*Provided material:*
◇ ◇ ◇ ◇ ◇
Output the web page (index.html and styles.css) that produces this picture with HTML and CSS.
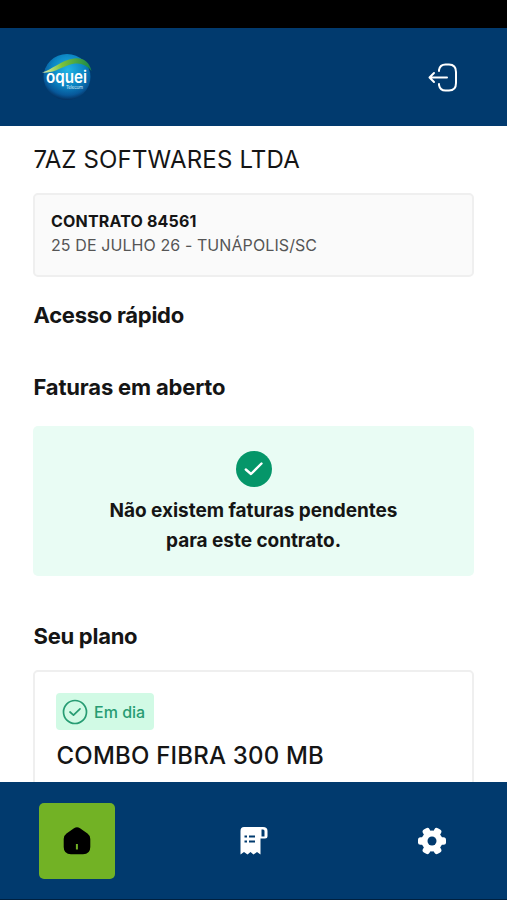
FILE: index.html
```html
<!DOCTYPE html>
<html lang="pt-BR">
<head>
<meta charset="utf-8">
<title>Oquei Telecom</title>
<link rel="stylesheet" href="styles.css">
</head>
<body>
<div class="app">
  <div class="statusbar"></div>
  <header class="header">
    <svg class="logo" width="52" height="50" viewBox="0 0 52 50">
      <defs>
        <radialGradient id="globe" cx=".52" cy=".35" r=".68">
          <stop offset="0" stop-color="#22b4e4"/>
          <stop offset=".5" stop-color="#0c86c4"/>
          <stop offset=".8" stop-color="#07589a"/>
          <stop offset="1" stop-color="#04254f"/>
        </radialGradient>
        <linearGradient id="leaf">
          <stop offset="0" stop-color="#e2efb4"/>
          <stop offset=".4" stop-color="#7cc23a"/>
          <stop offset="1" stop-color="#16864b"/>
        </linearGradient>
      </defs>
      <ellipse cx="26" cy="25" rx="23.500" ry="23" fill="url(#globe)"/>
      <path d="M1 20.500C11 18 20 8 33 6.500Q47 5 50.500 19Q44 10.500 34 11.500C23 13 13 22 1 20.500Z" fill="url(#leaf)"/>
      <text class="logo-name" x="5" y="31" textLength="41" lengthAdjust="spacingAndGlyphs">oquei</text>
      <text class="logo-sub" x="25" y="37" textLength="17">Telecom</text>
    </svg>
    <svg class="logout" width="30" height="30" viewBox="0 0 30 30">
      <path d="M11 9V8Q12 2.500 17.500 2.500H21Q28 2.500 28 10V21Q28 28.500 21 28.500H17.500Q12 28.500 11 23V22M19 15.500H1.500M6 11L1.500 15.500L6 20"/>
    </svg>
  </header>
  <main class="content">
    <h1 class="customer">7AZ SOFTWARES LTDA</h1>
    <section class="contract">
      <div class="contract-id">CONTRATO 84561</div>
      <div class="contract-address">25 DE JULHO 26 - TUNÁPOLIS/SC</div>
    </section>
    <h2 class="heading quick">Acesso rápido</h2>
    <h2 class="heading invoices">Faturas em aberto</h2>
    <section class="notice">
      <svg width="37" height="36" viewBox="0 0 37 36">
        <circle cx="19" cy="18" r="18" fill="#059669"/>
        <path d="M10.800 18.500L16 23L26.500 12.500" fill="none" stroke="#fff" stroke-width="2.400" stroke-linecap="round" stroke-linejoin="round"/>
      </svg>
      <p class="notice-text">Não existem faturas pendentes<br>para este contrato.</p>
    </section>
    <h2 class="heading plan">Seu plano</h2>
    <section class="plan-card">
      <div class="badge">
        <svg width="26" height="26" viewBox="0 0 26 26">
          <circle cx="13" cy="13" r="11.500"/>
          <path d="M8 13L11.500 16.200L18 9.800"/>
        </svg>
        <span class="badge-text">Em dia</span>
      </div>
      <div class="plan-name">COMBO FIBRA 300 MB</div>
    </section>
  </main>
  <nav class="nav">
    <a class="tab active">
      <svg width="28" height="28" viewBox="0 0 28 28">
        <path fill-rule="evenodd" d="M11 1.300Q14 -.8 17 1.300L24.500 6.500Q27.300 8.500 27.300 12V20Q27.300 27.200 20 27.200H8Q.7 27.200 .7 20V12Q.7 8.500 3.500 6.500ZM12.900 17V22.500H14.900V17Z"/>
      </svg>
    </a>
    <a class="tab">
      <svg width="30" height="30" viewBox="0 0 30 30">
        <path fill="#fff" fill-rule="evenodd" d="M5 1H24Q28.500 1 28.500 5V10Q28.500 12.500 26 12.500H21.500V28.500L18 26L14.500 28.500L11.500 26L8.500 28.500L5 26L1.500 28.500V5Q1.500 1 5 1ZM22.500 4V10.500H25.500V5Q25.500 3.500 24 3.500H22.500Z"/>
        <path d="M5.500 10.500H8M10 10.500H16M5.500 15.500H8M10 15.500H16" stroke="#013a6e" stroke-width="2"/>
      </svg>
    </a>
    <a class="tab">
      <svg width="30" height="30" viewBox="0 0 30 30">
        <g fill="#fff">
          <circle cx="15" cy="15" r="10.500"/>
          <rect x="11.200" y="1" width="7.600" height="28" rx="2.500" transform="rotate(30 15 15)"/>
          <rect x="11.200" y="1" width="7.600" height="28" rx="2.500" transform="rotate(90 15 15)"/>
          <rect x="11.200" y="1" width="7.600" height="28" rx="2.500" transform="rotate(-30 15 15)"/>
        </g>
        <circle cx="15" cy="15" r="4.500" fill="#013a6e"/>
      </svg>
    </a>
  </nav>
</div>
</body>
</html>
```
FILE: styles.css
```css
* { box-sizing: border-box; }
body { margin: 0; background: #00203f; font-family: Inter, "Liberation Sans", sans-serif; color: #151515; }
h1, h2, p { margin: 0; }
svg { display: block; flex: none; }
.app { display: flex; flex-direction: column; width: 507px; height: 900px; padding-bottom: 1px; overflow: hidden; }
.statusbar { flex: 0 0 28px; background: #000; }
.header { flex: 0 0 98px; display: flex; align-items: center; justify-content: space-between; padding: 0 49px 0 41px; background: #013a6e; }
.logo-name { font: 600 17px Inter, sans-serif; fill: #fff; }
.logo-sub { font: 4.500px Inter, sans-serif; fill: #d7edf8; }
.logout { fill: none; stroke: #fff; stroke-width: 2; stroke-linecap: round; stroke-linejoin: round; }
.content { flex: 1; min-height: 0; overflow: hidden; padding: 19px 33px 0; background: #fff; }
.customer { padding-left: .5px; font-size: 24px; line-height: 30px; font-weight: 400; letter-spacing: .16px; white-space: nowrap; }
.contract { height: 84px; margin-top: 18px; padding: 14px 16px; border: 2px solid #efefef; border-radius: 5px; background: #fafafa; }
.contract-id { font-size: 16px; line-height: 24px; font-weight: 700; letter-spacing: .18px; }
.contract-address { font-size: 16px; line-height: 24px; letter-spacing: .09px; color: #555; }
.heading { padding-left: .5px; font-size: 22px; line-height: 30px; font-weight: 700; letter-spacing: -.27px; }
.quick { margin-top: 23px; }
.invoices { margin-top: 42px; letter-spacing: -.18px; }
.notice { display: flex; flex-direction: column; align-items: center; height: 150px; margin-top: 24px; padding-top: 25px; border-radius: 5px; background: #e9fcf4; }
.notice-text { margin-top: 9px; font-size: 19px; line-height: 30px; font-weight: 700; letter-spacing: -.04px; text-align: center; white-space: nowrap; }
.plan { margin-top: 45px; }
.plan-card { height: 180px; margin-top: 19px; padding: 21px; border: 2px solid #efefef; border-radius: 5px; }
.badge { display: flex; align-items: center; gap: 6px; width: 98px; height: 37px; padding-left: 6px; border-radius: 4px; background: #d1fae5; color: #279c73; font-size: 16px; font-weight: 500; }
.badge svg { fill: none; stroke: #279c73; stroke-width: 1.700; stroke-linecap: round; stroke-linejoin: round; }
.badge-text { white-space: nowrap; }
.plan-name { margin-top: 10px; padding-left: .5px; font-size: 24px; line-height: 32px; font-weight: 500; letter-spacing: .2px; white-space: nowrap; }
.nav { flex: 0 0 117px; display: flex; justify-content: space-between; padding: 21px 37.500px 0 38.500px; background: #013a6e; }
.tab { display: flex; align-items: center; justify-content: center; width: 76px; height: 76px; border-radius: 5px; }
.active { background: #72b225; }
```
◇ ◇ ◇ ◇ ◇
*Written exercise:*
Skip the images and write out the rest of the listing exactly.

*Answer to this exercise:*
Output the web page (index.html and styles.css) that produces this picture with HTML and CSS.
FILE: index.html
```html
<!DOCTYPE html>
<html lang="pt-BR">
<head>
<meta charset="utf-8">
<title>Oquei Telecom</title>
<link rel="stylesheet" href="styles.css">
</head>
<body>
<div class="app">
  <div class="statusbar"></div>
  <header class="header">
    <svg class="logo" width="52" height="50" viewBox="0 0 52 50">
      <defs>
        <radialGradient id="globe" cx=".52" cy=".35" r=".68">
          <stop offset="0" stop-color="#22b4e4"/>
          <stop offset=".5" stop-color="#0c86c4"/>
          <stop offset=".8" stop-color="#07589a"/>
          <stop offset="1" stop-color="#04254f"/>
        </radialGradient>
        <linearGradient id="leaf">
          <stop offset="0" stop-color="#e2efb4"/>
          <stop offset=".4" stop-color="#7cc23a"/>
          <stop offset="1" stop-color="#16864b"/>
        </linearGradient>
      </defs>
      <ellipse cx="26" cy="25" rx="23.500" ry="23" fill="url(#globe)"/>
      <path d="M1 20.500C11 18 20 8 33 6.500Q47 5 50.500 19Q44 10.500 34 11.500C23 13 13 22 1 20.500Z" fill="url(#leaf)"/>
      <text class="logo-name" x="5" y="31" textLength="41" lengthAdjust="spacingAndGlyphs">oquei</text>
      <text class="logo-sub" x="25" y="37" textLength="17">Telecom</text>
    </svg>
    <svg class="logout" width="30" height="30" viewBox="0 0 30 30">
      <path d="M11 9V8Q12 2.500 17.500 2.500H21Q28 2.500 28 10V21Q28 28.500 21 28.500H17.500Q12 28.500 11 23V22M19 15.500H1.500M6 11L1.500 15.500L6 20"/>
    </svg>
  </header>
  <main class="content">
    <h1 class="customer">7AZ SOFTWARES LTDA</h1>
    <section class="contract">
      <div class="contract-id">CONTRATO 84561</div>
      <div class="contract-address">25 DE JULHO 26 - TUNÁPOLIS/SC</div>
    </section>
    <h2 class="heading quick">Acesso rápido</h2>
    <h2 class="heading invoices">Faturas em aberto</h2>
    <section class="notice">
      <svg width="37" height="36" viewBox="0 0 37 36">
        <circle cx="19" cy="18" r="18" fill="#059669"/>
        <path d="M10.800 18.500L16 23L26.500 12.500" fill="none" stroke="#fff" stroke-width="2.400" stroke-linecap="round" stroke-linejoin="round"/>
      </svg>
      <p class="notice-text">Não existem faturas pendentes<br>para este contrato.</p>
    </section>
    <h2 class="heading plan">Seu plano</h2>
    <section class="plan-card">
      <div class="badge">
        <svg width="26" height="26" viewBox="0 0 26 26">
          <circle cx="13" cy="13" r="11.500"/>
          <path d="M8 13L11.500 16.200L18 9.800"/>
        </svg>
        <span class="badge-text">Em dia</span>
      </div>
      <div class="plan-name">COMBO FIBRA 300 MB</div>
    </section>
  </main>
  <nav class="nav">
    <a class="tab active">
      <svg width="28" height="28" viewBox="0 0 28 28">
        <path fill-rule="evenodd" d="M11 1.300Q14 -.8 17 1.300L24.500 6.500Q27.300 8.500 27.300 12V20Q27.300 27.200 20 27.200H8Q.7 27.200 .7 20V12Q.7 8.500 3.500 6.500ZM12.900 17V22.500H14.900V17Z"/>
      </svg>
    </a>
    <a class="tab">
      <svg width="30" height="30" viewBox="0 0 30 30">
        <path fill="#fff" fill-rule="evenodd" d="M5 1H24Q28.500 1 28.500 5V10Q28.500 12.500 26 12.500H21.500V28.500L18 26L14.500 28.500L11.500 26L8.500 28.500L5 26L1.500 28.500V5Q1.500 1 5 1ZM22.500 4V10.500H25.500V5Q25.500 3.500 24 3.500H22.500Z"/>
        <path d="M5.500 10.500H8M10 10.500H16M5.500 15.500H8M10 15.500H16" stroke="#013a6e" stroke-width="2"/>
      </svg>
    </a>
    <a class="tab">
      <svg width="30" height="30" viewBox="0 0 30 30">
        <g fill="#fff">
          <circle cx="15" cy="15" r="10.500"/>
          <rect x="11.200" y="1" width="7.600" height="28" rx="2.500" transform="rotate(30 15 15)"/>
          <rect x="11.200" y="1" width="7.600" height="28" rx="2.500" transform="rotate(90 15 15)"/>
          <rect x="11.200" y="1" width="7.600" height="28" rx="2.500" transform="rotate(-30 15 15)"/>
        </g>
        <circle cx="15" cy="15" r="4.500" fill="#013a6e"/>
      </svg>
    </a>
  </nav>
</div>
</body>
</html>
```
FILE: styles.css
```css
* { box-sizing: border-box; }
body { margin: 0; background: #00203f; font-family: Inter, "Liberation Sans", sans-serif; color: #151515; }
h1, h2, p { margin: 0; }
svg { display: block; flex: none; }
.app { display: flex; flex-direction: column; width: 507px; height: 900px; padding-bottom: 1px; overflow: hidden; }
.statusbar { flex: 0 0 28px; background: #000; }
.header { flex: 0 0 98px; display: flex; align-items: center; justify-content: space-between; padding: 0 49px 0 41px; background: #013a6e; }
.logo-name { font: 600 17px Inter, sans-serif; fill: #fff; }
.logo-sub { font: 4.500px Inter, sans-serif; fill: #d7edf8; }
.logout { fill: none; stroke: #fff; stroke-width: 2; stroke-linecap: round; stroke-linejoin: round; }
.content { flex: 1; min-height: 0; overflow: hidden; padding: 19px 33px 0; background: #fff; }
.customer { padding-left: .5px; font-size: 24px; line-height: 30px; font-weight: 400; letter-spacing: .16px; white-space: nowrap; }
.contract { height: 84px; margin-top: 18px; padding: 14px 16px; border: 2px solid #efefef; border-radius: 5px; background: #fafafa; }
.contract-id { font-size: 16px; line-height: 24px; font-weight: 700; letter-spacing: .18px; }
.contract-address { font-size: 16px; line-height: 24px; letter-spacing: .09px; color: #555; }
.heading { padding-left: .5px; font-size: 22px; line-height: 30px; font-weight: 700; letter-spacing: -.27px; }
.quick { margin-top: 23px; }
.invoices { margin-top: 42px; letter-spacing: -.18px; }
.notice { display: flex; flex-direction: column; align-items: center; height: 150px; margin-top: 24px; padding-top: 25px; border-radius: 5px; background: #e9fcf4; }
.notice-text { margin-top: 9px; font-size: 19px; line-height: 30px; font-weight: 700; letter-spacing: -.04px; text-align: center; white-space: nowrap; }
.plan { margin-top: 45px; }
.plan-card { height: 180px; margin-top: 19px; padding: 21px; border: 2px solid #efefef; border-radius: 5px; }
.badge { display: flex; align-items: center; gap: 6px; width: 98px; height: 37px; padding-left: 6px; border-radius: 4px; background: #d1fae5; color: #279c73; font-size: 16px; font-weight: 500; }
.badge svg { fill: none; stroke: #279c73; stroke-width: 1.700; stroke-linecap: round; stroke-linejoin: round; }
.badge-text { white-space: nowrap; }
.plan-name { margin-top: 10px; padding-left: .5px; font-size: 24px; line-height: 32px; font-weight: 500; letter-spacing: .2px; white-space: nowrap; }
.nav { flex: 0 0 117px; display: flex; justify-content: space-between; padding: 21px 37.500px 0 38.500px; background: #013a6e; }
.tab { display: flex; align-items: center; justify-content: center; width: 76px; height: 76px; border-radius: 5px; }
.active { background: #72b225; }
```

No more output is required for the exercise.